Il est amusant de voir le parcours de Denis Villeneuve à travers les années, encore plus dans son parcours américain. Enchaînant dans les années 2010 des films à la lisière du grand public et des titres d’auteur, le réalisateur québécois sort en 2017 Blade Runner 2049, suite d’un monument de science-fiction qui parvient à prolonger aussi bien ses thématiques que celles du film original. C’est pourtant 4 ans plus tard, avec Dune, que le metteur en scène trouve un statut grand public, le succès du film dans une période encore marquée par les soubresauts covidiens et l’incertitude entourant les salles se révélant comme un facteur positif pour les salles. Mais au-delà de cette réussite populaire largement méritée, on était en droit de se demander ce que Villeneuve pouvait offrir dans la suite annoncée du film, le premier opus n’adaptant que la moitié du roman original de Frank Herbert.
Et nous voilà face à cette deuxième partie, confirmant l’ampleur du récit par les choix de cadre imposés ici. Le terme « imposer » n’est pas anodin car le héros, Paul, doit se débattre constamment avec un destin qu’on cherche à lui forcer, cellui d’un messie qu’il ne veut pas devenir sous peine de destruction. Le long-métrage rappelle directement cette forme de regard extérieur par son introduction, comme si le récit à nouveau ne pouvait jamais appartenir à son personnage principal par son rôle et ses capacités. Denis Villeneuve reprend alors tout ce qui faisait la force visuelle de sa première partie pour mieux écraser ses personnages sous le poids des récits et des paroles, celles-ci véhiculant des légendes vues par certains comme espoir libérateur, pour d’autres comme un moyen de manipulation sur la durée.
On se voit alors passionné par la densité narrative du film (reprenant à son compte l’essence thématique du livre) tout en ne semblant jamais broyé lui-même par la charge qu’il doit porter. Au contraire : si la durée approche des 3 heures, la façon dont les rouages du destin s’enchaînent captive amplement, tout en interrogeant justement sur sa manière de dévier subtilement des codes de pareils récits. Le spectacle, aussi explosif soit-il (surtout dans sa dernière partie), surenchérit d’autant plus sur les intentions réflexifs de pareil blockbuster, dont la sortie ne peut que se lier à certaines actualités renvoyant l’homme à sa propre nature belliqueuse.

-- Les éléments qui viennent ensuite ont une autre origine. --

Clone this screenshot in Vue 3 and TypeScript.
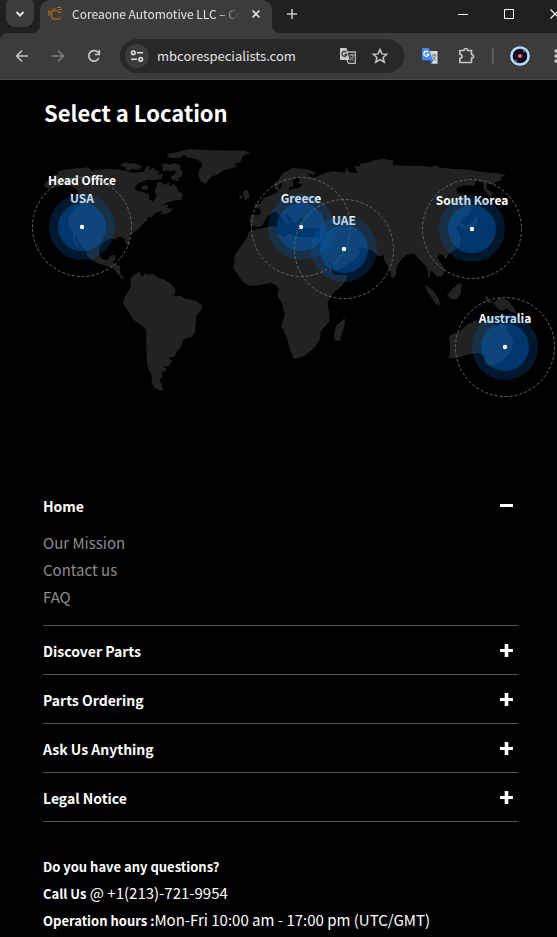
<script setup lang="ts">
import { ref } from 'vue'

interface Marker {
  lines: string[]
  x: number
  y: number
}

interface Section {
  title: string
  links: string[]
}

const MAP_WIDTH = 557
const MAP_HEIGHT = 260

const markers: Marker[] = [
  { lines: ['Head Office', 'USA'], x: 82, y: 87 },
  { lines: ['Greece'], x: 301, y: 87 },
  { lines: ['UAE'], x: 344, y: 109 },
  { lines: ['South Korea'], x: 472, y: 89 },
  { lines: ['Australia'], x: 505, y: 207 },
]

const sections: Section[] = [
  { title: 'Home', links: ['Our Mission', 'Contact us', 'FAQ'] },
  { title: 'Discover Parts', links: [] },
  { title: 'Parts Ordering', links: [] },
  { title: 'Ask Us Anything', links: [] },
  { title: 'Legal Notice', links: [] },
]

const openIndex = ref<number>(0)
const address = ref('mbcorespecialists.com')

function toggle(index: number): void {
  openIndex.value = openIndex.value === index ? -1 : index
}

function place(marker: Marker): Record<string, string> {
  return {
    left: `${(marker.x / MAP_WIDTH) * 100}%`,
    top: `${(marker.y / MAP_HEIGHT) * 100}%`,
  }
}
</script>

<template>
  <div class="window">
    <header class="chrome">
      <div class="tabstrip">
        <button class="tab-search" type="button" aria-label="Search tabs">
          <svg width="12" height="12" viewBox="0 0 12 12"><path d="M2.500 4l3.500 3.500L9.500 4" fill="none" stroke="#e3e3e3" stroke-width="2" /></svg>
        </button>
        <div class="tab">
          <svg class="favicon" width="16" height="16" viewBox="0 0 16 16" fill="none" stroke="#9a6526" stroke-width="1.400">
            <path d="M4 2.500h4M6 2.500v2" stroke="#76502a" />
            <path d="M1 4v6M1 7h2.500V5.500l2-1H9l2 2h1.500V5M3.500 7v3.500l2 2.500H11l1.500-1.500" />
            <path d="M12.500 7h2v4h-2z" stroke="#54442f" />
            <path d="M9 1.500h4M11 3.500h3" stroke="#a96f25" stroke-width="1" />
          </svg>
          <span class="tab-title">Coreaone Automotive LLC – Co</span>
          <button class="tab-close" type="button" aria-label="Close tab">
            <svg width="10" height="10" viewBox="0 0 10 10"><path d="M1.500 1.500l7 7M8.500 1.500l-7 7" stroke="#e3e3e3" stroke-width="1.600" /></svg>
          </button>
        </div>
        <button class="new-tab" type="button" aria-label="New tab">
          <svg width="12" height="12" viewBox="0 0 12 12"><path d="M6 1v10M1 6h10" stroke="#c7c7c7" stroke-width="1.600" /></svg>
        </button>
        <div class="window-controls">
          <button type="button" aria-label="Minimize"><svg width="10" height="10" viewBox="0 0 10 10"><path d="M0 5.500h10" stroke="#fff" /></svg></button>
          <button type="button" aria-label="Maximize"><svg width="10" height="10" viewBox="0 0 10 10"><path d="M.5.500h9v9h-9z" fill="none" stroke="#fff" /></svg></button>
          <button type="button" aria-label="Close"><svg width="10" height="10" viewBox="0 0 10 10"><path d="M.5.500l9 9M9.500.500l-9 9" stroke="#fff" stroke-width="1.200" /></svg></button>
        </div>
      </div>

      <div class="toolbar">
        <button class="tool" type="button" aria-label="Back">
          <svg width="16" height="16" viewBox="0 0 16 16" fill="none" stroke="#c7c7c7" stroke-width="1.600"><path d="M14 8H3M8 2.500L2.500 8 8 13.500" /></svg>
        </button>
        <button class="tool" type="button" aria-label="Forward">
          <svg width="16" height="16" viewBox="0 0 16 16" fill="none" stroke="#7c7c7c" stroke-width="1.600"><path d="M2 8h11M8 2.500L13.500 8 8 13.500" /></svg>
        </button>
        <button class="tool" type="button" aria-label="Reload">
          <svg width="16" height="16" viewBox="0 0 16 16" fill="none" stroke="#c7c7c7" stroke-width="1.700"><path d="M12.800 10.200A5.300 5.300 0 1 1 12 4.300l1.300 1.500M13.300 2v4.500H8.800" /></svg>
        </button>
        <div class="omnibox">
          <button class="site-info" type="button" aria-label="View site information">
            <svg width="14" height="14" viewBox="0 0 14 14" fill="none" stroke="#dedede" stroke-width="1.600"><circle cx="3.300" cy="3.800" r="1.800" /><path d="M7 3.800h6M1 10.300h6" /><circle cx="10.700" cy="10.300" r="1.800" /></svg>
          </button>
          <input v-model="address" class="address" type="text" aria-label="Address and search bar" />
          <button class="omni-icon" type="button" aria-label="Translate this page">
            <svg width="18" height="18" viewBox="0 0 18 18" fill="none">
              <path d="M8 5h8.300v11.300H9.500L8 13" stroke="#b8b8b8" stroke-width="1.300" />
              <path d="M1 1h6.500l3.200 12H1z" fill="#c7c7c7" />
              <path d="M7.200 5.300A2.400 2.400 0 1 0 7.700 7.500H5.500" stroke="#333" stroke-width="1.300" />
              <path d="M10.500 8h5M13 6.800V8M14.500 8c-.5 2.500-1.500 4-3.500 5.500M11 9.500c1 2 2.200 3.200 3.500 4" stroke="#b8b8b8" />
            </svg>
          </button>
          <button class="omni-icon" type="button" aria-label="Bookmark this tab">
            <svg width="18" height="18" viewBox="0 0 18 18" fill="none" stroke="#c7c7c7" stroke-width="1.500"><path d="M9 2.500l1.900 4.400 4.800.4-3.600 3.200 1.100 4.700L9 12.700l-4.200 2.500 1.100-4.700-3.600-3.200 4.800-.4z" /></svg>
          </button>
        </div>
        <div class="extensions">
          <button class="tool" type="button" aria-label="Google Translate">
            <svg width="18" height="18" viewBox="0 0 18 18" fill="none">
              <path d="M7 4h9.500v12.800H10z" fill="#dadada" />
              <path d="M9 13h3.500L10 17z" fill="#2457c5" />
              <path d="M1 1h6.800l4 12.200H1z" fill="#4688f4" />
              <path d="M7.300 5.200A2.500 2.500 0 1 0 7.800 7.300H5.500" stroke="#fff" stroke-width="1.300" />
              <path d="M10.500 8h5M13 6.800V8M14.500 8c-.5 2.500-1.500 4-3 5M11.500 9.500c1 2 2.200 3.200 3.500 4" stroke="#687782" />
            </svg>
          </button>
          <button class="tool" type="button" aria-label="Extensions">
            <svg width="18" height="18" viewBox="0 0 18 18"><path d="M2.800 3.500H7c0-2.600 3.500-2.600 3.500 0h4v4c2.700 0 2.700 3.500 0 3.500v4.500H2.800v-4c3-.3 3-4 0-4.300z" fill="none" stroke="#c7c7c7" stroke-width="1.600" stroke-linejoin="round" /></svg>
          </button>
          <span class="divider"></span>
          <button class="tool" type="button" aria-label="Profile">
            <svg width="20" height="20" viewBox="0 0 20 20">
              <circle cx="10" cy="10" r="8.600" fill="#080818" stroke="#b9dcf8" stroke-width="2.500" />
              <path d="M13 4.500l2 2M5 13.500l2 2" stroke="#505568" stroke-width="2" />
              <circle cx="10" cy="10" r="2.300" fill="#c52c55" /><circle cx="10" cy="10" r="1" fill="#ffc39c" />
            </svg>
          </button>
          <button class="tool" type="button" aria-label="Browser menu">
            <svg width="16" height="16" viewBox="0 0 16 16" fill="#c7c7c7"><circle cx="8" cy="3" r="1.700" /><circle cx="8" cy="8" r="1.700" /><circle cx="8" cy="13" r="1.700" /></svg>
          </button>
        </div>
      </div>
    </header>

    <main class="page">
      <h1 class="heading">Select a Location</h1>

      <section class="map" aria-label="Office locations">
        <svg class="land" viewBox="0 0 1671 780" fill="#222222" aria-hidden="true">
          <!-- North America and the Arctic islands -->
          <g transform="translate(60 0)">
            <path d="M75 128L102 112 99 105 116 102 113 94 150 87 206 82 215 93 260 86 300 89 340 98 372 95 376 82 388 78 390 90 402 80 405 91 418 95 414 104 429 102 424 118 398 120 382 119 366 126 355 130 345 142 348 151 374 158 386 162 389 178 398 185 407 174 410 165 402 152 411 140 411 125 426 128 435 135 447 126 449 140 461 132 470 140 472 150 488 163 485 180 458 182 439 190 421 198 445 193 441 204 458 207 437 223 428 222 424 212 405 220 392 233 384 230 382 240 365 255 356 267 341 277 328 287 329 315 320 314 315 299 305 291 293 291 289 298 270 296 249 307 239 322 237 341 246 358 262 361 270 347 286 344 287 355 279 369 300 378 301 402 315 419 303 413 289 397 279 384 262 379 238 371 214 360 201 346 200 334 186 320 169 289 163 288 169 306 179 326 168 315 160 293 157 275 144 254 145 235 160 211 179 195 181 175 175 155 157 139 136 132 118 137 103 143 84 146 73 137z" />
            <path d="M297 75L317 66 334 72 341 69 361 75 364 84 351 91 337 87 323 94 315 82z" />
            <path d="M424 75L438 70 448 74 467 69 482 78 480 87 489 95 483 113 473 112 478 124 459 120 451 110 470 99 463 91 450 94 438 91 426 95 430 84z" />
            <path d="M366 140l8-6 12 7-7 9-13-2zM440 43L468 37 506 27 542 29 520 38 509 48 492 45 481 53 449 55z" />
            <path d="M421 217l8 1-3 8zM438 222l16-18 4 4-8 8z" />
            <!-- South America -->
            <path d="M332 415L346 401 360 395 362 404 370 411 371 398 382 403 403 403 413 413 430 418 451 430 463 443 467 458 459 468 482 467 499 478 524 481 546 494 544 509 530 526 525 578 515 590 488 599 483 623 474 630 461 652 444 652 456 663 447 677 431 679 441 689 424 700 429 709 419 718 429 746 428 752 417 751 402 742 394 725 397 710 383 682 379 637 378 570 369 560 339 538 316 501 309 488 314 470 331 444z" />
          </g>
          <path d="M561 40L600 30 735 32 750 39 728 47 722 65 703 72 712 80 671 91 650 104 634 110 616 132 601 123 595 104 597 91 606 80 604 66 587 56 556 51z" />
          <!-- Europe, Africa and Arabia -->
          <g transform="translate(600 0)">
            <path d="M221 132L235 119 248 100 277 84 320 87 347 97 342 104 321 101 331 110 347 112 378 97 404 94 435 98 440 78 446 97 472 99 464 76 478 80 481 71 516 66 570 59 570 390 554 362 550 344 532 348 520 333 496 325 475 324 481 337 475 352 453 366 435 381 413 389 402 390 397 377 383 359 367 330 354 305 359 291 360 265 338 262 324 266 311 262 297 249 310 240 300 230 289 252 278 246 262 222 253 225 270 246 263 255 244 231 227 215 216 220 207 225 193 244 186 258 171 262 151 254 149 231 157 225 181 224 181 208 165 202 161 192 179 192 191 174 215 165 230 158 244 140 247 126 235 136 237 153 226 150z" />
            <path d="M133 181l16-7-2-16-9-10-9 8 3 12zM119 168l11-2-4 10-9-1z" />
            <path d="M171 267L219 259 233 261 231 278 254 291 264 281 301 291 351 292 362 321 387 362 400 403 412 405 440 404 440 418 426 437 400 459 382 488 387 516 388 545 362 573 361 595 345 621 317 646 300 653 281 656 270 630 260 591 244 557 254 524 246 490 232 467 236 448 226 434 212 428 180 436 146 437 126 422 101 387 104 346 130 308 143 291 145 277z" />
            <path d="M434 534L435 553 419 602 406 602 401 591 408 558z" />
            <!-- Baltic Sea -->
            <path d="M286 112l16 4-10 12 16 6-12 10-18 2-12 8 2-12 12-4-2-14z" fill="#000000" />
          </g>
          <!-- Asia -->
          <g transform="translate(1101 0)">
            <path d="M0 70L22 60 53 57 80 62 77 76 120 77 147 79 163 77 192 82 203 75 221 83 262 87 290 88 333 94 367 98 405 101 418 109 401 111 404 120 385 127 378 134 361 130 358 147 378 159 372 172 351 151 348 129 328 122 320 138 299 135 284 138 269 144 269 158 292 165 309 180 314 202 310 222 294 232 279 244 288 255 305 264 288 265 275 253 267 265 280 289 280 314 265 330 247 340 235 360 230 347 218 342 211 354 224 371 235 391 225 409 211 410 197 396 191 391 188 413 183 414 184 396 174 374 153 355 141 340 117 345 101 361 89 381 87 406 75 416 65 383 56 365 51 344 39 350 19 333 0 324z" />
            <path d="M326 227l7 7-2 16-22 13-7-3 14-14z" />
            <path d="M172 434L196 449 215 475 221 496 207 493 194 473 184 458zM240 466L258 445 276 429 285 434 281 460 270 479 251 476z" />
            <!-- Australia and New Guinea -->
            <path d="M352 470l12-2v13l19 6 13-15 24 7 21 24 7 17-16-5-12-11-13 8-13-4-16-19-17-1z" />
            <path d="M247 589L258 582 276 576 303 551 318 546 323 541 340 549 345 535 363 540 379 530 376 547 392 563 402 548 416 557 426 580 440 602 433 633 411 657 394 670 366 678 353 668 355 648 333 638 299 645 272 653 244 656 249 639z" />
          </g>
        </svg>

        <div v-for="marker in markers" :key="marker.lines[0]" class="marker" :style="place(marker)">
          <p class="marker-label">
            <span v-for="line in marker.lines" :key="line">{{ line }}</span>
          </p>
          <svg class="rings" width="100" height="100" viewBox="0 0 100 100" aria-hidden="true">
            <circle cx="50" cy="50" r="49.500" fill="none" stroke="#666666" stroke-dasharray="3 2" />
            <circle cx="50" cy="50" r="33" fill="rgba(0, 100, 195, 0.24)" />
            <circle cx="50" cy="50" r="24" fill="rgba(0, 100, 195, 0.42)" />
            <circle cx="50" cy="50" r="2.200" fill="#ffffff" />
          </svg>
        </div>
      </section>

      <nav class="accordion" aria-label="Footer">
        <section v-for="(section, index) in sections" :key="section.title" class="group">
          <h2 class="group-heading">
            <button class="group-toggle" type="button" :aria-expanded="openIndex === index" @click="toggle(index)">
              <span>{{ section.title }}</span>
              <svg width="13" height="13" viewBox="0 0 13 13" aria-hidden="true">
                <path d="M0 6.500h13" stroke="#fff" stroke-width="3" />
                <path v-if="openIndex !== index" d="M6.500 0v13" stroke="#fff" stroke-width="3.600" />
              </svg>
            </button>
          </h2>
          <ul v-if="openIndex === index && section.links.length" class="links">
            <li v-for="link in section.links" :key="link"><a href="#">{{ link }}</a></li>
          </ul>
        </section>
      </nav>

      <footer class="contact">
        <p><strong>Do you have any questions?</strong></p>
        <p><strong>Call Us</strong> @ +1(213)-721-9954</p>
        <p><strong>Operation hours :</strong>Mon-Fri 10:00 am - 17:00 pm (UTC/GMT)</p>
      </footer>
    </main>
  </div>
</template>

<style>
body {
  margin: 0;
  background: #000000;
}
</style>

<style scoped>
.window {
  min-height: 100vh;
  overflow: hidden;
  background: #000000;
  color: #ffffff;
  font-family: "Noto Sans CJK KR", "Noto Sans", sans-serif;
}

button {
  display: flex;
  align-items: center;
  justify-content: center;
  flex: none;
  margin: 0;
  padding: 0;
  border: 0;
  background: none;
  color: inherit;
  font: inherit;
}

svg {
  display: block;
  flex: none;
}

.chrome {
  border-bottom: 1px solid #4a4a4a;
  background: #1f2120;
}

.tabstrip {
  display: flex;
  height: 33px;
  overflow: hidden;
}

.tab-search {
  width: 28px;
  height: 27px;
  margin: 0 6px;
  border-radius: 4px 4px 9px 9px;
  background: #3c3c3c;
}

.tab {
  position: relative;
  display: flex;
  align-items: center;
  flex: 0 1 216px;
  gap: 8px;
  min-width: 0;
  padding: 0 8px;
  height: 28px;
  border-bottom: 5px solid #3c3c3c;
  border-radius: 10px 10px 0 0;
  background: #3c3c3c;
}

.tab::before,
.tab::after {
  position: absolute;
  bottom: -5px;
  width: 8px;
  height: 8px;
  content: "";
}

.tab::before {
  right: 100%;
  background: radial-gradient(circle at 0 0, transparent 8px, #3c3c3c 8px);
}

.tab::after {
  left: 100%;
  background: radial-gradient(circle at 100% 0, transparent 8px, #3c3c3c 8px);
}

.tab-title {
  flex: 1;
  overflow: hidden;
  font-size: 12px;
  line-height: 18px;
  white-space: nowrap;
  color: #e3e3e3;
  mask-image: linear-gradient(to right, #000 88%, transparent);
}

.tab-close {
  width: 16px;
  height: 16px;
}

.new-tab {
  width: 28px;
  height: 27px;
  margin-left: 6px;
}

.window-controls {
  display: flex;
  flex: 0 0 117px;
  height: 27px;
  margin-left: auto;
  overflow: hidden;
}

.window-controls button {
  width: 46px;
}

.toolbar {
  display: flex;
  align-items: center;
  height: 46px;
  padding-left: 4px;
  border-radius: 8px 0 0 0;
  background: #3c3c3c;
}

.tool {
  width: 36px;
  height: 34px;
}

.omnibox {
  display: flex;
  align-items: center;
  flex: 1;
  min-width: 0;
  height: 34px;
  margin-left: 8px;
  padding: 0 8px 0 5px;
  border-radius: 17px;
  background: #282828;
}

.site-info {
  width: 24px;
  height: 24px;
  border-radius: 50%;
  background: #3c3c3c;
}

.address {
  flex: 1;
  min-width: 0;
  margin: 0;
  padding: 0 8px;
  border: 0;
  outline: 0;
  background: none;
  color: #e3e3e3;
  font: 13px/20px "Noto Sans CJK KR", sans-serif;
}

.omni-icon {
  width: 32px;
  height: 32px;
}

.extensions {
  display: flex;
  align-items: center;
  flex: 0 0 145px;
  padding-left: 8px;
  overflow: hidden;
}

.divider {
  flex: none;
  width: 2px;
  height: 16px;
  margin: 0 8px;
  background: #5c5c5c;
}

.heading {
  margin: 14px 44px 10px;
  font-size: 22px;
  font-weight: 700;
  line-height: 36px;
}

.map {
  position: relative;
  margin-bottom: 81px;
}

.land {
  width: 100%;
  height: auto;
}

.marker {
  position: absolute;
  width: 0;
  height: 0;
}

.marker-label {
  position: absolute;
  bottom: 20px;
  left: 0;
  margin: 0;
  transform: translateX(-50%);
  font-size: 12px;
  font-weight: 700;
  line-height: 18px;
  text-align: center;
  white-space: nowrap;
}

.marker-label span {
  display: block;
}

.rings {
  position: absolute;
  top: -50px;
  left: -50px;
}

.accordion {
  margin: 0 39px 30px 43px;
}

.group {
  border-bottom: 1px solid #555555;
}

.group-heading {
  margin: 0;
  font-size: 14px;
  font-weight: 700;
  line-height: 24px;
}

.group-toggle {
  justify-content: space-between;
  width: 100%;
  height: 48px;
  padding: 1px 5px 0 0;
}

.links {
  margin: 0;
  padding: 0 0 15px;
  list-style: none;
  font-size: 15px;
  line-height: 27px;
}

.links a {
  color: #8c8c8c;
  text-decoration: none;
}

.contact {
  margin: 0 39px 0 43px;
  font-size: 15px;
  line-height: 27px;
}

.contact p {
  margin: 0;
}

.contact strong {
  font-size: 13px;
  font-weight: 700;
  line-height: 18px;
}
</style>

Dune, deuxième partie s’avère alors une grande réussite, enrichissant les bases posées par son prédécesseur dans des réflexions bien plus sombres qu’il n’y paraît, avec une crainte sourde qui nous permet de mieux interroger son statut de divertissement populaire et de réappropriation de codes. Il en sort un film définitivement fascinant, d’une beauté visuelle renversante tout en étant d’une richesse narrative particulièrement prenante. Au vu de l’envie de son réalisateur de porter Dune : Messie sur grand écran, on peut se dire que Denis Villeneuve s’est définitivement installé parmi ces réalisateurs ayant su allier œuvres populaires et densité engageante (aussi bien sur le fond que la forme) et sans doute un des meilleurs de sa génération.